The police are quite welcome to quiz Ms Mensch over 20-year-old drug allegations if they wish to do so. Somehow I doubt they will bother.
Alex MacFie,
t does not seem to have excluded people from becoming an MP, as there have been MPs who have admitted to drug-taking in their youth.
The argument is that there are no MPs with drugs convictions, only MPs lucky enough not to be caught. A conviction would result in parliament not being an available career option. hence the accusations of hypocrisy.

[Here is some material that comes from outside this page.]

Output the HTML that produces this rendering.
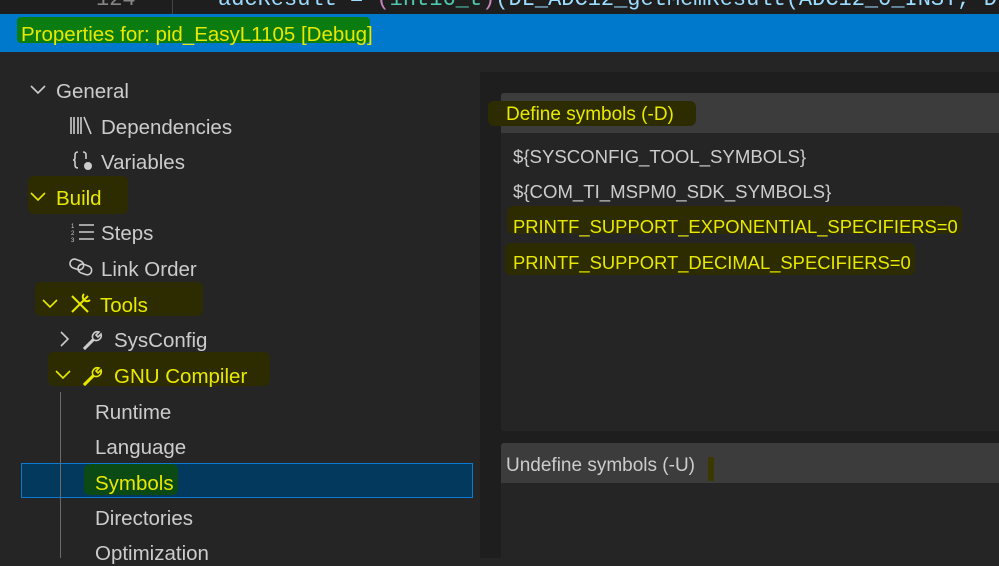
<!DOCTYPE html>
<html><head><meta charset="utf-8"><style>
body{margin:0;width:999px;height:558px;overflow:hidden;background:#252526;font-family:"Liberation Sans",sans-serif;position:relative}
.a{position:absolute}
.t{position:absolute;height:24px;line-height:24px;font-size:20.5px;color:#cccccc;white-space:nowrap;margin-top:2px}
.y{color:#e8e800}
.m{position:absolute;background:#2c2c00;border-radius:6px}
</style></head><body>
<div class="a" style="left:0;top:0;width:999px;height:14px;background:#1e1e1e;overflow:hidden">
<div class="a" style="left:172px;top:0;width:1px;height:14px;background:#444"></div>
<div class="t" style="left:96px;top:-14px;color:#858585;font-family:'Liberation Mono';font-size:22px">124</div>
<div class="t" style="left:218px;top:-14px;font-family:'Liberation Mono';font-size:22px;color:#9cdcfe">adcResult = <span style="color:#c586c0">(</span><span style="color:#4ec9b0">int16_t</span><span style="color:#c586c0">)</span>(DL_ADC12_getMemResult(ADC12_0_INST, DL_ADC12_M</div>
</div>
<div class="a" style="left:0;top:14px;width:999px;height:38px;background:#0079cc"></div>
<div class="a" style="left:17px;top:17px;width:353px;height:26px;background:#0a7c10;border-radius:4px"></div>
<div class="t y" style="left:21px;top:21px;font-size:20.5px">Properties for: pid_EasyL1105 [Debug]</div>
<div class="a" style="left:480px;top:72px;width:519px;height:486px;background:#1e1e1e"></div>
<div class="a" style="left:501px;top:93px;width:498px;height:40px;background:#3c3c3c;border-radius:3px 0 0 0"></div>
<div class="a" style="left:501px;top:133px;width:498px;height:298px;background:#252526;border-radius:0 0 0 3px"></div>
<div class="a" style="left:501px;top:443px;width:498px;height:40px;background:#3c3c3c;border-radius:3px 0 0 0"></div>
<div class="a" style="left:501px;top:483px;width:498px;height:75px;background:#252526"></div>
<div class="m" style="left:488px;top:101px;width:208px;height:25px"></div>
<div class="m" style="left:507px;top:206px;width:455px;height:28px"></div>
<div class="m" style="left:505px;top:243px;width:410px;height:32px"></div>
<div class="a" style="left:708px;top:457px;width:6px;height:24px;background:#3a3a00"></div>
<div class="t y" style="left:506px;top:101px;font-size:19px">Define symbols (-D)</div>
<div class="t" style="left:513px;top:143px;font-size:18.6px">${SYSCONFIG_TOOL_SYMBOLS}</div>
<div class="t" style="left:513px;top:178px;font-size:18.6px">${COM_TI_MSPM0_SDK_SYMBOLS}</div>
<div class="t y" style="left:513px;top:213px;font-size:18.4px">PRINTF_SUPPORT_EXPONENTIAL_SPECIFIERS=0</div>
<div class="t y" style="left:513px;top:249px;font-size:18.4px">PRINTF_SUPPORT_DECIMAL_SPECIFIERS=0</div>
<div class="t" style="left:506px;top:452px;font-size:19px">Undefine symbols (-U)</div>
<div class="m" style="left:28px;top:176px;width:100px;height:38px"></div>
<div class="m" style="left:35px;top:282px;width:168px;height:34px"></div>
<div class="m" style="left:48px;top:352px;width:222px;height:34px"></div>
<div class="a" style="left:21px;top:463px;width:450px;height:33px;background:#04395e;border:1px solid #0a7ad4"></div>
<div class="a" style="left:84px;top:464px;width:94px;height:31px;background:#0b4a14;border-radius:6px"></div>
<div class="a" style="left:60px;top:392px;width:1px;height:166px;background:#6a6a6a"></div>
<svg width="999" height="558" style="position:absolute;left:0;top:0" fill="none" stroke-width="1.6">
<path d="M31 86l7 7 7-7" stroke="#ccc"/>
<path d="M31 193l7 7 7-7" stroke="#e8e800"/>
<path d="M43 300l7 7 7-7" stroke="#e8e800"/>
<path d="M61 332l7 7-7 7" stroke="#ccc"/>
<path d="M56 371l7 7 7-7" stroke="#e8e800"/>
<path d="M71 117v17M74 117v17M78 117v17M81 117v17M84 117l7 17" stroke="#ccc"/>
<path d="M78 152q-3 0-3 3v3q0 2-2 2q2 0 2 2v3q0 3 3 3M83 152q3 0 3 3v4" stroke="#ccc"/>
<circle cx="88" cy="166" r="4" fill="#ccc"/>
<path d="M79 225h15M79 232h15M79 239h15" stroke="#ccc"/>
<text x="71" y="228" font-size="6" fill="#ccc">1</text><text x="71" y="235" font-size="6" fill="#ccc">2</text><text x="71" y="242" font-size="6" fill="#ccc">3</text>
<rect x="70" y="260" width="14" height="9" rx="4.5" transform="rotate(20 77 264)" stroke="#ccc"/>
<rect x="78" y="265" width="14" height="9" rx="4.5" transform="rotate(20 85 269)" stroke="#ccc"/>
<path d="M72 296l16 16M88 296l-16 16M84 294a4 4 0 1 0 6 6" stroke="#e8e800" stroke-width="2"/>
<path d="M84 348l9-9a5 5 0 0 1 6-7l-3 3 2 2 3-3a5 5 0 0 1-7 6l-9 9z" stroke="#ccc"/>
<path d="M84 384l9-9a5 5 0 0 1 6-7l-3 3 2 2 3-3a5 5 0 0 1-7 6l-9 9z" stroke="#e8e800"/>
</svg>
<div class="t" style="left:56px;top:78px">General</div>
<div class="t" style="left:101px;top:114px">Dependencies</div>
<div class="t" style="left:101px;top:149px">Variables</div>
<div class="t y" style="left:56px;top:185px">Build</div>
<div class="t" style="left:101px;top:220px">Steps</div>
<div class="t" style="left:101px;top:256px">Link Order</div>
<div class="t y" style="left:100px;top:292px">Tools</div>
<div class="t" style="left:114px;top:327px">SysConfig</div>
<div class="t y" style="left:114px;top:363px">GNU Compiler</div>
<div class="t" style="left:95px;top:399px">Runtime</div>
<div class="t" style="left:95px;top:434px">Language</div>
<div class="t y" style="left:95px;top:470px">Symbols</div>
<div class="t" style="left:95px;top:505px">Directories</div>
<div class="t" style="left:95px;top:540px">Optimization</div>
</body></html>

g: However, as I have pointed out, the hypocrisy charge does not stand up because facing the law over her “probable” 20-year-old drug-use incident almost certainly ISN’T AN OPTION. It seems rather unfair to brand someone a hypocrite for failing to do something that they are not actually able to do through no fault of their own. If you do wish to do so, then I can only assume that you actually want to live in a society where the law continues to pursue people for unpunished 20-year-old petty misdemeanours, rather than focusing on serious and/or current crimes.
@Matthew Harris: Question: should Mrs Mensch be punished today for taking drugs ten years ago? Another question: should an “urban youth” be punished today, for taking drugs last week?
mpg: These are both valid questions, but they relate to separate issues.